» **To do**
Repeat only the lines from the one containing "Convert this screenshot" through the one containing "type PaymentMethod = 'card' | 'paypal';", exactly as written, both ends included.

» **Record extracts**
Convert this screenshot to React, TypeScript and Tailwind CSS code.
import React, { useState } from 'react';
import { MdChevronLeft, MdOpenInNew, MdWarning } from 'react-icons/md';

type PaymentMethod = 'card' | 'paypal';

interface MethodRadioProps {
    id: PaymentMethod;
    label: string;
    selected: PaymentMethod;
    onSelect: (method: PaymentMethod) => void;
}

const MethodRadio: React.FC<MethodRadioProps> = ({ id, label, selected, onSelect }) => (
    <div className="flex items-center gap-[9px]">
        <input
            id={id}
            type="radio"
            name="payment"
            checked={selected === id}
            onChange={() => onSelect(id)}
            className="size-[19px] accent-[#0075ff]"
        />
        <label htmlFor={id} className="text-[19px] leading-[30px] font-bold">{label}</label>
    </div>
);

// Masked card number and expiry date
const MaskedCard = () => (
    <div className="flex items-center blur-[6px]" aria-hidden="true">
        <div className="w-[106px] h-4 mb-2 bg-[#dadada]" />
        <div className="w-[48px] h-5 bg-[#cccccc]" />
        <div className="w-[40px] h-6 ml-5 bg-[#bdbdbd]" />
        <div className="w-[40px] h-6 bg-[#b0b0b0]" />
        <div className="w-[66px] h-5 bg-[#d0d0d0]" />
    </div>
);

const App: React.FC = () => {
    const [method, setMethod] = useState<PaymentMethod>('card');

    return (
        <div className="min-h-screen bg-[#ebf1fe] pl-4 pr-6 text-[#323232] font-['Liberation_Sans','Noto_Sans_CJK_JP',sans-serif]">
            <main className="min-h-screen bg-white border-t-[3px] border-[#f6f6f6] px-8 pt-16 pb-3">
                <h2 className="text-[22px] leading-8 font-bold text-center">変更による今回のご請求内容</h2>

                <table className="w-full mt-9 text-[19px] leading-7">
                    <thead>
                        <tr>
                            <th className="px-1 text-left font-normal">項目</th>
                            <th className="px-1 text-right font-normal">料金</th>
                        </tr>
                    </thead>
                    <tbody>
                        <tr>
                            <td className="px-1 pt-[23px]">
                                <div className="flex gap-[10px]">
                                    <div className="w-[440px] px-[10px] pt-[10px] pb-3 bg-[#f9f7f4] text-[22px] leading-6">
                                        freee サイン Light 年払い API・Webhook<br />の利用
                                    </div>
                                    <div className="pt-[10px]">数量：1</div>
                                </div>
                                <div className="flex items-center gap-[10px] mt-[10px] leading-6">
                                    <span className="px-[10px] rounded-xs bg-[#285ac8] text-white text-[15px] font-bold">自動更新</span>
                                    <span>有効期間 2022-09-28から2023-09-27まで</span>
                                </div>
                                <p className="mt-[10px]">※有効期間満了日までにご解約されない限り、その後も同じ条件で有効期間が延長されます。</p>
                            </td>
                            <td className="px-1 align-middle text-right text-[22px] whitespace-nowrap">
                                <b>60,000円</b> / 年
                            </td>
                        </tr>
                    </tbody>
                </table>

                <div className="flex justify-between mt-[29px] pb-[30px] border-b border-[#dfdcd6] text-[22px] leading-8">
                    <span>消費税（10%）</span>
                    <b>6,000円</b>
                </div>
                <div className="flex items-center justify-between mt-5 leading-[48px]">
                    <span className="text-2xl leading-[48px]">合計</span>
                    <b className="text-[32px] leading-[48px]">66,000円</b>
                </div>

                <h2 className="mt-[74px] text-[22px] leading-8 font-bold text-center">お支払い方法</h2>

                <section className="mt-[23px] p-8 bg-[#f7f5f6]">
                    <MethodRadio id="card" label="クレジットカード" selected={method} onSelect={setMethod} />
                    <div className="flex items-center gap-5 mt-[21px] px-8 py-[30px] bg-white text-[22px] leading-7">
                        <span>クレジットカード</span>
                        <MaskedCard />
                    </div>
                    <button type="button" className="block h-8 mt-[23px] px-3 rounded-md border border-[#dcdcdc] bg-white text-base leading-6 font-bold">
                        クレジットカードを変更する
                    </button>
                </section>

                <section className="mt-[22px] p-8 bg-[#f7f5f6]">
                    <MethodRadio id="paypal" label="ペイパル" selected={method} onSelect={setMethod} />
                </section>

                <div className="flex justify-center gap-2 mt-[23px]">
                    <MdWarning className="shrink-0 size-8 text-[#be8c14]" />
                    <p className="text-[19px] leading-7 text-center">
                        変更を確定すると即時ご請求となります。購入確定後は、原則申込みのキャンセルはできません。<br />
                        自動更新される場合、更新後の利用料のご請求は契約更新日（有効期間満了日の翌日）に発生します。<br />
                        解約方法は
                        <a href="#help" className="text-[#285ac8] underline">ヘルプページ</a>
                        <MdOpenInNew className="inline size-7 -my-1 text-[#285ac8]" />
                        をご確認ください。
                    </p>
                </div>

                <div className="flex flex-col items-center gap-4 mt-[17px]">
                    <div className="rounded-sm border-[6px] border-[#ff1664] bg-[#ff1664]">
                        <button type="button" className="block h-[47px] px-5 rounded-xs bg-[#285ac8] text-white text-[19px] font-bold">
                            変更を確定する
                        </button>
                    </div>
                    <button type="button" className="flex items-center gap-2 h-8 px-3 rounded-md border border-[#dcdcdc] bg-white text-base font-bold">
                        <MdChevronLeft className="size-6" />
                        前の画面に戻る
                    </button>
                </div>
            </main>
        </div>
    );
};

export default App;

* * *

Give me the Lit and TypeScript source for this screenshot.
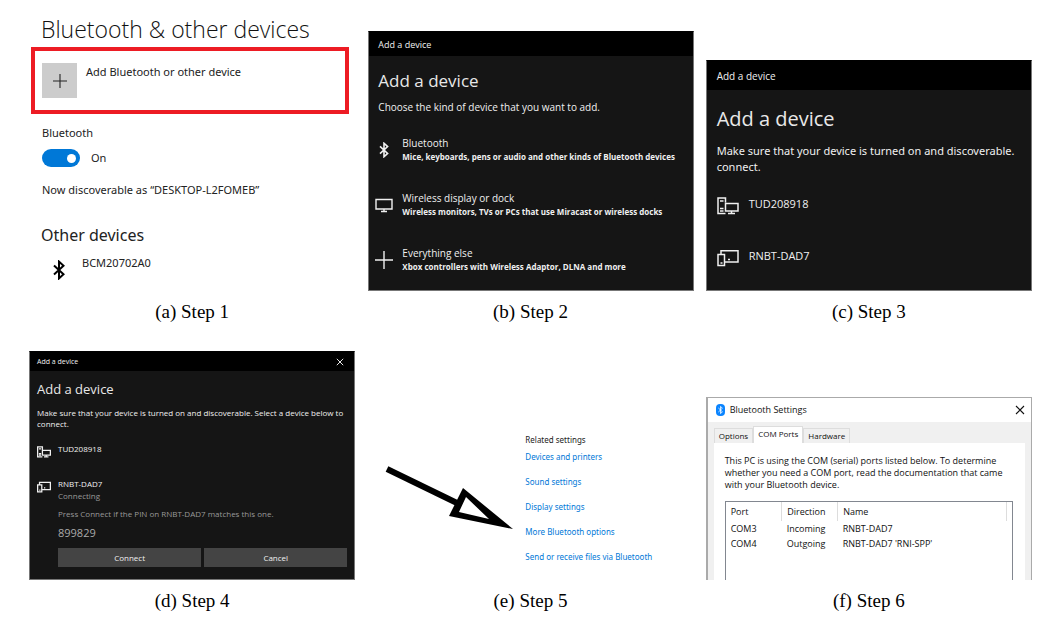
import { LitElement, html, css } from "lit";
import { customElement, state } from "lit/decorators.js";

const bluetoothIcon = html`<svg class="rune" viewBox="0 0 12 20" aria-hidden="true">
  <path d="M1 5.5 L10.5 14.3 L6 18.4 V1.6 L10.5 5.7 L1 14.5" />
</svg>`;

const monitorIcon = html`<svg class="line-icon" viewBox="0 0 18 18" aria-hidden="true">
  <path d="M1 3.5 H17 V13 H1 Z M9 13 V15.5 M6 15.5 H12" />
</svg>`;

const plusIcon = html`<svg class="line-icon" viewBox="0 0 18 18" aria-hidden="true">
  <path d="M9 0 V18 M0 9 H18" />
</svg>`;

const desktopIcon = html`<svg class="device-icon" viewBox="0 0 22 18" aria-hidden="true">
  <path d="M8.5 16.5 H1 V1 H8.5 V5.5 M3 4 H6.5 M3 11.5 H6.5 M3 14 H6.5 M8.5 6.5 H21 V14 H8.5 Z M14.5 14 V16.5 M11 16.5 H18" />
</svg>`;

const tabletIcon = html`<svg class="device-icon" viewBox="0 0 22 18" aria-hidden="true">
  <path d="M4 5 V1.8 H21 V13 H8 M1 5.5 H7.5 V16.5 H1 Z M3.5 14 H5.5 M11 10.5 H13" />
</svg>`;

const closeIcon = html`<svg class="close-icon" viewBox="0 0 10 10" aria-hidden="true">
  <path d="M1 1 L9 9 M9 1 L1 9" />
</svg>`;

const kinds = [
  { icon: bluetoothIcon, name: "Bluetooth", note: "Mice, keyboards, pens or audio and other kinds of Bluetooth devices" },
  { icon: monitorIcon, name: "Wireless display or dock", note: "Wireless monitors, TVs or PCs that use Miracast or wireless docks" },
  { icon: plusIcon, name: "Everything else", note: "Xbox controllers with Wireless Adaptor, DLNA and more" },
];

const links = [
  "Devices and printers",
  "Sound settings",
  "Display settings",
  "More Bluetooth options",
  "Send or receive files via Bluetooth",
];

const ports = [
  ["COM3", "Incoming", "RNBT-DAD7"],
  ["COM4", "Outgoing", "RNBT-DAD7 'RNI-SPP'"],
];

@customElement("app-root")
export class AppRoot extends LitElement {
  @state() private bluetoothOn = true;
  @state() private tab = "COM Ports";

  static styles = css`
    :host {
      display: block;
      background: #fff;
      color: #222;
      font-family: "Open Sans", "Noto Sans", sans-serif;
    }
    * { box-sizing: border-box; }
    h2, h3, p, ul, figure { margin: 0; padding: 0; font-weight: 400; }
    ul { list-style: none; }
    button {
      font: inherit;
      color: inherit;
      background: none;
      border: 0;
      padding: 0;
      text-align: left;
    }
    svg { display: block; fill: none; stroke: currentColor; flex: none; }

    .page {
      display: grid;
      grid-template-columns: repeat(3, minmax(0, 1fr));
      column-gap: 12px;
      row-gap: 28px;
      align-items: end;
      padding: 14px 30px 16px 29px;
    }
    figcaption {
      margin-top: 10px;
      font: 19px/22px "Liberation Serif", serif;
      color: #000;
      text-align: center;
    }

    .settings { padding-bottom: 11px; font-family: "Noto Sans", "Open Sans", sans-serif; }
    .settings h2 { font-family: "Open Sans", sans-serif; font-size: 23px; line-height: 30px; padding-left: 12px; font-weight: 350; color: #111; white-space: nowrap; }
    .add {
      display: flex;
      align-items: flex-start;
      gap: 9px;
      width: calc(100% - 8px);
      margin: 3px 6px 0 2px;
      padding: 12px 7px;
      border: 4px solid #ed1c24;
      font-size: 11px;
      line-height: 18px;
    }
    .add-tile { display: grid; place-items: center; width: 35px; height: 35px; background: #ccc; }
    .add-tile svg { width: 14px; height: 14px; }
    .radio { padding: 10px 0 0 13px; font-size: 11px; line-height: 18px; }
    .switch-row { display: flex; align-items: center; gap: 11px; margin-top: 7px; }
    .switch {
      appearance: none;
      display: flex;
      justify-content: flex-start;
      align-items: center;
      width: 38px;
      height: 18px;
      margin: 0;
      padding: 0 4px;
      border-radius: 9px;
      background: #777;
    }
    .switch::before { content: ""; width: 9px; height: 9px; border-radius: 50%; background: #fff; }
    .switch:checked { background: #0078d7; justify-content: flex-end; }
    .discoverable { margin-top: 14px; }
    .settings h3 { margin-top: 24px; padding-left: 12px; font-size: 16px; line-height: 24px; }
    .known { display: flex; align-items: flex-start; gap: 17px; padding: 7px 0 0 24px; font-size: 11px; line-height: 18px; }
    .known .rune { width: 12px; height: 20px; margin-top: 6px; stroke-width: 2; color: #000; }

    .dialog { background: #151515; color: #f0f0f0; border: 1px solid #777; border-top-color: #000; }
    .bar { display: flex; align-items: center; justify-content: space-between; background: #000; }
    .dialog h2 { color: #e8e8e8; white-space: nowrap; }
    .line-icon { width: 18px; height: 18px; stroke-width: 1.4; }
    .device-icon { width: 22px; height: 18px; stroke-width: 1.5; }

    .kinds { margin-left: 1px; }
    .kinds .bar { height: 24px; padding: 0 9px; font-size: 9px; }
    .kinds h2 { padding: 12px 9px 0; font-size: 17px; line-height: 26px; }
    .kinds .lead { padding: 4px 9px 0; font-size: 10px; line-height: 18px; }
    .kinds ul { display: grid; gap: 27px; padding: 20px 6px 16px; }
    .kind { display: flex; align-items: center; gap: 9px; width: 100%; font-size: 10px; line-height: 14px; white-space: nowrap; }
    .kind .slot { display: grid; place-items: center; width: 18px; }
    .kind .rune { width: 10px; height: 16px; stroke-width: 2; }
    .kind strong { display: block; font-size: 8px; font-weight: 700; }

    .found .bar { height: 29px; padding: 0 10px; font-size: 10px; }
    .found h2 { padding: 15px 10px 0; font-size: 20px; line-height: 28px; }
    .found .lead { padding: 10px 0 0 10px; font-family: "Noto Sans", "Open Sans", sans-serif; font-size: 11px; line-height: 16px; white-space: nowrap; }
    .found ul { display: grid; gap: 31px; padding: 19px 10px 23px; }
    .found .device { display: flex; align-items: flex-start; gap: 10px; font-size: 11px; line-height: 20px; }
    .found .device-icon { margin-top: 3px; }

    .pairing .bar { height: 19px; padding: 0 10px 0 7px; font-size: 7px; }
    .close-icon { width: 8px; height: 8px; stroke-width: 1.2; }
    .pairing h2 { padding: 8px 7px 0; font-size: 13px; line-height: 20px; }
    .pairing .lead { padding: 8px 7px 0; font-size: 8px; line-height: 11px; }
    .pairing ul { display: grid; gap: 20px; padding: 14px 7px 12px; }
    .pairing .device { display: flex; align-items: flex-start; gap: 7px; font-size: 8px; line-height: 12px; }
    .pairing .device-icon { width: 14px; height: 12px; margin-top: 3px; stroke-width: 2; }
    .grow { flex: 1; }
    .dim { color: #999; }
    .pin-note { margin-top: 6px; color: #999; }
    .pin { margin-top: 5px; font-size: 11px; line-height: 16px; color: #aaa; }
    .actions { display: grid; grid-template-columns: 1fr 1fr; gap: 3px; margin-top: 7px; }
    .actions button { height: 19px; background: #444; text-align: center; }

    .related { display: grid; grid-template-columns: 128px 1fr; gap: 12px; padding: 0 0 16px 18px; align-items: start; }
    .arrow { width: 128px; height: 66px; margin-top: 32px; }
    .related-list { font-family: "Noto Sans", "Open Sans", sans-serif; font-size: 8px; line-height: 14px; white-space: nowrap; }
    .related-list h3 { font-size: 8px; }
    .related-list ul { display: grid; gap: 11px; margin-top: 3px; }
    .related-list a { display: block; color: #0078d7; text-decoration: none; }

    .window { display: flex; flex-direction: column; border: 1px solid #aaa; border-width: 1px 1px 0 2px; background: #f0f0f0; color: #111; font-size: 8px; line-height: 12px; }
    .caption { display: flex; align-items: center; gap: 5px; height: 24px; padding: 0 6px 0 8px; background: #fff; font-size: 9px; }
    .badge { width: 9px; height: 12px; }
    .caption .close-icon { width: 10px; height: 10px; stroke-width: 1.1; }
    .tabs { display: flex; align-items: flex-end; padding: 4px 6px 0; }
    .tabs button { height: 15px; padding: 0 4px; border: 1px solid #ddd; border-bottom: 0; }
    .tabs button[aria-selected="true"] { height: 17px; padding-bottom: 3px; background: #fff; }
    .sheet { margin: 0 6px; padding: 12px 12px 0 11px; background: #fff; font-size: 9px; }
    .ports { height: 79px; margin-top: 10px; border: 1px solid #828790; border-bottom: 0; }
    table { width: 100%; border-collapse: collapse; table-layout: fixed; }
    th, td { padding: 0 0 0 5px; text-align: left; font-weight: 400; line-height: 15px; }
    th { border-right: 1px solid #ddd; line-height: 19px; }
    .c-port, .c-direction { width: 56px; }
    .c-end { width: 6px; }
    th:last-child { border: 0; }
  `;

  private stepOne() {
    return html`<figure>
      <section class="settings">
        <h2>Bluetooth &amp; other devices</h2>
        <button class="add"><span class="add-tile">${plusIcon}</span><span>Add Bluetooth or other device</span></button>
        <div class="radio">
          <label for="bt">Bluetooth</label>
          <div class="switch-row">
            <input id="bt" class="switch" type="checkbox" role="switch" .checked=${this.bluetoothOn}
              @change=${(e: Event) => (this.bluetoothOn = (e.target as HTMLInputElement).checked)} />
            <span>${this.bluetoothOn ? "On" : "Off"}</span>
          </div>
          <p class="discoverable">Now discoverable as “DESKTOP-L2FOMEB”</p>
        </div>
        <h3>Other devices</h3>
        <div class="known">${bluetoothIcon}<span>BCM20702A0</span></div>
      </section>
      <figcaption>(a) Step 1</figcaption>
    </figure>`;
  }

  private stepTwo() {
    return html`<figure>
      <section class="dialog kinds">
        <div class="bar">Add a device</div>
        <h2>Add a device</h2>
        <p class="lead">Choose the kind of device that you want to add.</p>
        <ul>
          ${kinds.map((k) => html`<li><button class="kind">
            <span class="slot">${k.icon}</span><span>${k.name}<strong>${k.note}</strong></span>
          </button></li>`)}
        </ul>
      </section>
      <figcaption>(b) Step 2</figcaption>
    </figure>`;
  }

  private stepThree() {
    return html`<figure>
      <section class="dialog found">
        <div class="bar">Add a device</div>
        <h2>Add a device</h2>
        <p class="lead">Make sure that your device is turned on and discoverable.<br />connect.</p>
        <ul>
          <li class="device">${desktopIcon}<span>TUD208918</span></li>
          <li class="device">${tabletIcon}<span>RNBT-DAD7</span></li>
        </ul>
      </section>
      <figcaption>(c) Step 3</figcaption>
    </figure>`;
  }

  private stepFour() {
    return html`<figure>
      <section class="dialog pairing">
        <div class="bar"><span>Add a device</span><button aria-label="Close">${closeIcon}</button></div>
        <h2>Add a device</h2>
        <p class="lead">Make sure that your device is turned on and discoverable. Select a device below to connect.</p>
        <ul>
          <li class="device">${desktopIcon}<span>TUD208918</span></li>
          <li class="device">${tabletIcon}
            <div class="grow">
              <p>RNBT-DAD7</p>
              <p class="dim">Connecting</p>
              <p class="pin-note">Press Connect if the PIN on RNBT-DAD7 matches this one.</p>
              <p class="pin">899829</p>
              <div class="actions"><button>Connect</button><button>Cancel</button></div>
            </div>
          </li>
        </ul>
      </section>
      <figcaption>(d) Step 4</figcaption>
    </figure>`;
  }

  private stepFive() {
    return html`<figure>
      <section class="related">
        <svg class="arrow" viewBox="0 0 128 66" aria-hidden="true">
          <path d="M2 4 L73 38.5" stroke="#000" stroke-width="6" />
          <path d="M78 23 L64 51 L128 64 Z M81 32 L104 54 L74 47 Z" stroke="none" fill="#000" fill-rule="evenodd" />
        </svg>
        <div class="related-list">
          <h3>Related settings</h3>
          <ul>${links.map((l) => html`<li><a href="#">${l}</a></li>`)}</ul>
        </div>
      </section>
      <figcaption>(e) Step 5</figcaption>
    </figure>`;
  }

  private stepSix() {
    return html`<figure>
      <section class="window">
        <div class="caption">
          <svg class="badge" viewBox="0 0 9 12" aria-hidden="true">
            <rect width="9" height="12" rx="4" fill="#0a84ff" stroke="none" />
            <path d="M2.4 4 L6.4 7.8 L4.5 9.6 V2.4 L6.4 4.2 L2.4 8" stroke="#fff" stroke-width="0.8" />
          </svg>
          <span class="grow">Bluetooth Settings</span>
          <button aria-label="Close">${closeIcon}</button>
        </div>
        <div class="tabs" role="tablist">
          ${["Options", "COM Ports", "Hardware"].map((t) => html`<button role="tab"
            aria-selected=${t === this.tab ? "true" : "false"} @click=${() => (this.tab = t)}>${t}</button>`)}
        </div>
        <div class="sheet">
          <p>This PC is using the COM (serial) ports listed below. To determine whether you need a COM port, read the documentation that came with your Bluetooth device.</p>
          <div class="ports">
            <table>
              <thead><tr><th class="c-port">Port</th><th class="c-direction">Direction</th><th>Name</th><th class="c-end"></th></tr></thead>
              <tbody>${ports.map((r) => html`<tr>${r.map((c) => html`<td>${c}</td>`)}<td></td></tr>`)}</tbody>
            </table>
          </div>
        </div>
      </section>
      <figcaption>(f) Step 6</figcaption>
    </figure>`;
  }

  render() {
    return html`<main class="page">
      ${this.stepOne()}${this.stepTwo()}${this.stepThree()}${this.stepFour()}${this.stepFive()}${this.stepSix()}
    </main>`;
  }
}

» **Result of this exercise**
Convert this screenshot to React, TypeScript and Tailwind CSS code.
import React, { useState } from 'react';
import { MdChevronLeft, MdOpenInNew, MdWarning } from 'react-icons/md';

type PaymentMethod = 'card' | 'paypal';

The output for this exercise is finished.